My Own Version of Belle | Teen Ink

My Own Version of Belle

December 16, 2017
By RKatzman BRONZE, Short Hills, New Jersey
RKatzman BRONZE, Short Hills, New Jersey
1 article 0 photos 0 comments

    Since I have a notoriously bad memory, I don’t recall every detail about my early experiences, but I know that they have shaped me to become who I am today. Some things I do remember are the bookshelf next to my couch, my Peter Pan paperback, and my fascination with stories dancing on the pages of a book. The well loved photo albums collecting dust in my basement help fill in my memory. Photographs reveal my sister and I sitting on the living room floor in our matching pajamas with stacks of picture books spread around us. I used to take out all of the books on the shelf and “read” them for hours, my eyes glossing over the actual words on the page, refocusing to look at the pictures.
     My interests were shaped by those stacks of books.
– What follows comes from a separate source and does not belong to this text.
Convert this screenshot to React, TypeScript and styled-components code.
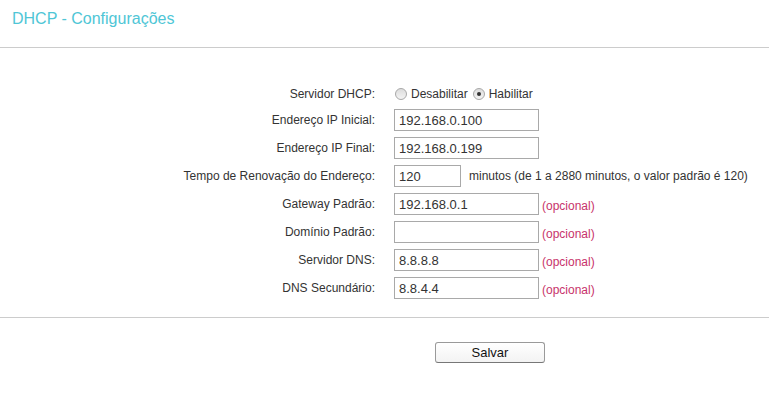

My obsession with Disney characters stemmed from the Disney books, never the movies, since I found it fascinating to listen to my mother’s voice soothingly read me the story. In my house, it was always books over television. It was my mom that chose my first books. She loves literature herself and thankfully passed that gene to me through our regular trips to the library and outings to Barnes and Noble to sit on the floor and read book after book. Twirling off of the pages, settling into my heart was the brunette, beast-loving princess, Belle. She was intelligent, beautiful, and accepting of others; someone I admired. She loved books so therefore I loved books, too. Belle was captivated by the giant library in the Beast’s castle and because of that I always looked towards reading with that same awe. I imagined myself running through the library in the palace, I imagined my yellow dress swirling as I walked with a book in hand, I imagined myself feeling inseparable from books. Just like Belle.
     In these books, my mom and I put stickers over the faces of the scary Disney characters;  stickers created my first physical connections to literature. I put smiley faces over Ursula and her creepy yellow-eyed sidekick eels Flotsam and Jetsam, I put stars over the hyenas in the Lion King and hearts over Tick Tock the crocodile in Peter Pan. I would color on the pages and mark them up with stickers since to me, as a toddler, they were pieces of paper with pictures and some other squiggles, which turned out to be words, on them. When I marked them up, I learned to interact with books in more than one way. Literature has always felt comfortable to me.
     The weight of a book in my hands, fingers flipping the pages, my eyes scanning the word. We beat books up pretty bad. My sister and I had a ritual:  Every morning at breakfast, we picked out two picture books from the shelf. While eating breakfast we each read one book and then switched. This action of reading two books at breakfast each day became a part of my day, just as natural as brushing my teeth in the morning. We picked from the same selection of books on the same bookshelf for so long that I still can repeat back to you some pages found in the Berenstain Bears books. When we tired of our usual books we switched to reading the recipes in our Strawberry Shortcake cookbooks.
     When middle school started, my daily life changed. I got up at 6:30 every morning not to read for one hour before school and take my time, but to quickly get dressed, pack up my bag, and eat breakfast all before 7:30. By this point, I was fully committed to lengthy chapter books that I could no longer finish in a morning. I gradually moved away from eating up words as a part of my breakfast ritual to eating as quickly as I could to get ready for school. It became harder to carve out time for a chapter or two daily as I made my way through the rigorous school system and my increasing amount of extracurricular activities.
     As high school came around, I grew from reading everyday to rarely reading for leisure. My demanding schedule made my beloved daily activity nonexistent.
     However, this type of separation makes me cherish the moments I have reading books even more. Pages of a book are not simply that, they hold meaningful stories rthat are an author’s cherished craft. On holidays, vacations, long weekends and in the summer I find myself craving the peace I get when curling up with a book. When I read books now I still have the same ability to get lost in the story for hours on end that I did when reading about Belle, the Berenstain Bears or my cookbooks.
     I have traded Disney princess stickers for Post-It notes and replaced Captain Hook with Tobias Eaton, but I savor them the same. The cracking of the binding of a new book and the fresh and welcoming pages reach my senses before the words process in my brain. When reading went from a regular part of my day to a special occasion, this gave me a much bigger appreciation for the time I spend reading. Each picture I have seen, each word I have read has made a tiny imprint on my heart, making an everlasting impact on my identity.


The author's comments:

This piece discusses my relationship with literature over the past 16 years. It explores how reading has impacted my identity and how certain early life experiences have shaped me. I hope reading this piece will inspire others to reflect on their own relationship with reading and literature and think about how it has changed throughout different stages of their lives.